Minister of Territorial Development, Tourism, and Handicrafts
- In office June 11, 2016 – May 25, 2017
- Preceded by: Amar Ghoul
- Succeeded by: Messaoud Benagoun

Minister of Water Resources and the Environment
- In office May 14, 2015 – June 11, 2016
- Preceded by: Hocine Necib (as water resources) Dalila Boudjemaa (as environment)
- Succeeded by: Abdelkader Ouali

Minister of Agriculture and Rural Development
- In office September 11, 2013 – May 14, 2015
- Preceded by: Rachid Benaissa
- Succeeded by: Abdelkader Kadi

Personal details
- Born: February 15, 1952 (age 74) Arris, Batna Province, French Algeria (now Algeria)
- Party: FLN

= Abdelwahab Nouri =

Algerian politician

Abdelwahab Nouri is an Algerian politician who served as Minister of Territorial Development, Tourism, and Handicrafts from 2016 to 2017, Minister of Water Resources and the Environment from 2015 to 2016, and Minister of Agriculture and Rural Development from 2013 to 2015. Nouri also held several positions as wali of several provinces.

== Biography ==
Nouri was born on February 15, 1952, in Arris, Batna Province, then French Algeria (now Algeria). He holds a degree in private law. Nouri began his career as chief financial inspector of Batna wilaya from 1977 to 1978, serving in several positions within the Batna wilaya government until 1980. Between 1980 and 1989, he held several top positions in Guelma Province and Skikda Province.

Between 1994 and 1997, Nouri served as the governor of Aïn Defla Province. From 1997 to 1999, he served as the governor of Skikda Province. From 1999 to 2004, Nouri served as the governor of Sétif Province. From 2004 to 2013, he served as the governor of Tlemcen Province. In his tenure as governor of Tlemcen, he was called "Mouawazaa el-Arzaq" or "Distributor of wealth." Nouri is a close confidant of then-president Abdelaziz Bouteflika and turned Tlemcen into a city favored by Bouteflika and the Algerian elite, even building a massive palace that was later abandoned after Nouri left the governorship. Despite massive investment in the region (including by Saif al-Islam Gaddafi) incentivized by Nouri, Tlemcen residents had issues with electricity, water, and employment.

In 2013, Nouri was appointed Minister of Agriculture and Rural Development. Nouri attempted to increase Algeria's food independence and agricultural productivity. In September 2014, he inaugurated a National Agricultural Equipment and Products fair in Aïn Defla. In 2015, he was appointed Minister of Water Resources and the Environment, where he attended COP 21 in 2015. Under his tenure, Algeria and Iran founded four water joint venture firms. Nouri was the first minister of water resources and the environment; the ministry was merged and he served as the replacement of Hocine Necib and Dalila Boudjemaa.

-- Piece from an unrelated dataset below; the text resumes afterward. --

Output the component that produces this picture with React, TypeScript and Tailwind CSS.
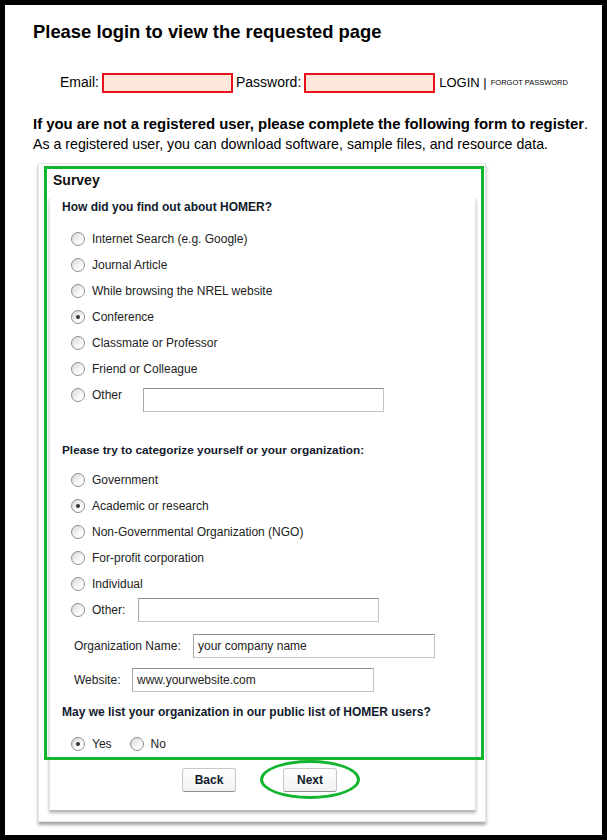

From 2016 to 2017, Nouri served as the Minister of Territorial Development, Tourism, and Handicrafts. Under his tenure, the first direct flight between Algeria and Hungary took place. He also continued the increase in tourism jobs supported by the Algerian government. Despite an increased focus on tourist zones, Nouri's administration embezzled funds given by the World Bank Group in collusion with Cherif Rahmani. In 2017, Nouri was replaced by Messaoud Benagoun, who himself was sacked two days later for having a fraudulent degree.